The title comes from small delusions the grieving builds to keep the dead alive. She cannot give away his shoes because he will need them when he comes back. She replays the day trying to find the moment she could have stopped it. Didion, the most cold-eyed prose stylist of her generation, watches herself do all of this and writes it down.

The book is short. You can read it in an afternoon. It will stay with you for decades. If you have lost someone, it will be a companion. If you have not, it will prepare you for when you do.

Why these five

I could have picked fifty if honest. But I chose these five giants because each one does something the form needed and nobody had explored quite that way before. Smith wrote a love letter across death. Bukowski refused to lie about being a child. Hemingway turned a notebook into a city. Angelou made a weapon out of her own voice. Didion mapped grief in real time.

They are also, all five, books about survival. That is not an accident. The best memoirs are written by people who had to write them to keep going.

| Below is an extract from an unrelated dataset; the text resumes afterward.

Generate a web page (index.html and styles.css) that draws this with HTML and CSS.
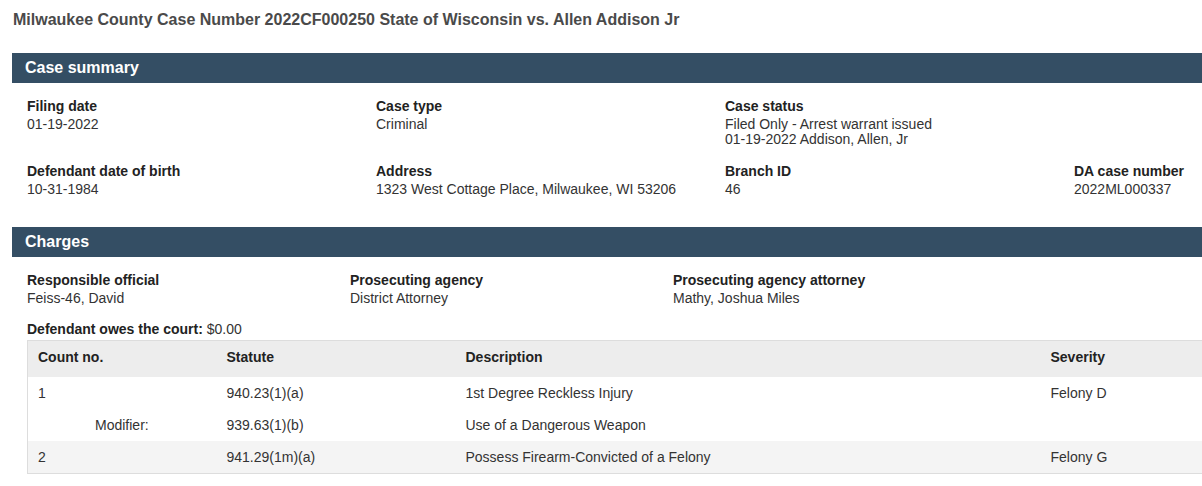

If you read these in order, you will see the form change shape across a century. You will see what memoir can do when it stops apologising for being personal. And you will see five writers at the absolute top of their craft, writing about the only subject any of us really know anything about, which is our own lives.

Start with Just Kids. Then see where it takes you.


Frequently asked

What is the best memoir of all time?

There is no single answer, but Just Kids by Patti Smith, A Moveable Feast by Ernest Hemingway, and The Year of Magical Thinking by Joan Didion appear on almost every serious list. Of the three, Just Kids is the one I recommend first.

What memoirs should I read before I die?

Start with these five: Just Kids by Patti Smith, Ham on Rye by Charles Bukowski, A Moveable Feast by Ernest Hemingway, I Know Why the Caged Bird Sings by Maya Angelou, and The Year of Magical Thinking by Joan Didion. They cover love, childhood, art, injustice and grief, and each one changed the form.

Is Ham on Rye a memoir or a novel?

Technically a novel, but Bukowski based it directly on his own childhood in Los Angeles. It is autobiographical fiction, and most readers treat it as memoir.

What is the best memoir about grief?

The Year of Magical Thinking by Joan Didion. It is the most clear-eyed account of losing a spouse in modern literature.

What memoir should I read to learn to write?

A Moveable Feast by Ernest Hemingway. It is a book about becoming a writer, written by one of the most influential prose stylists of the twentieth century.

Are these memoirs good for beginners?

Yes. All five are accessible, none are academic, and all five can be read in a few sittings. Just Kids and The Year of Magical Thinking are the easiest starting points.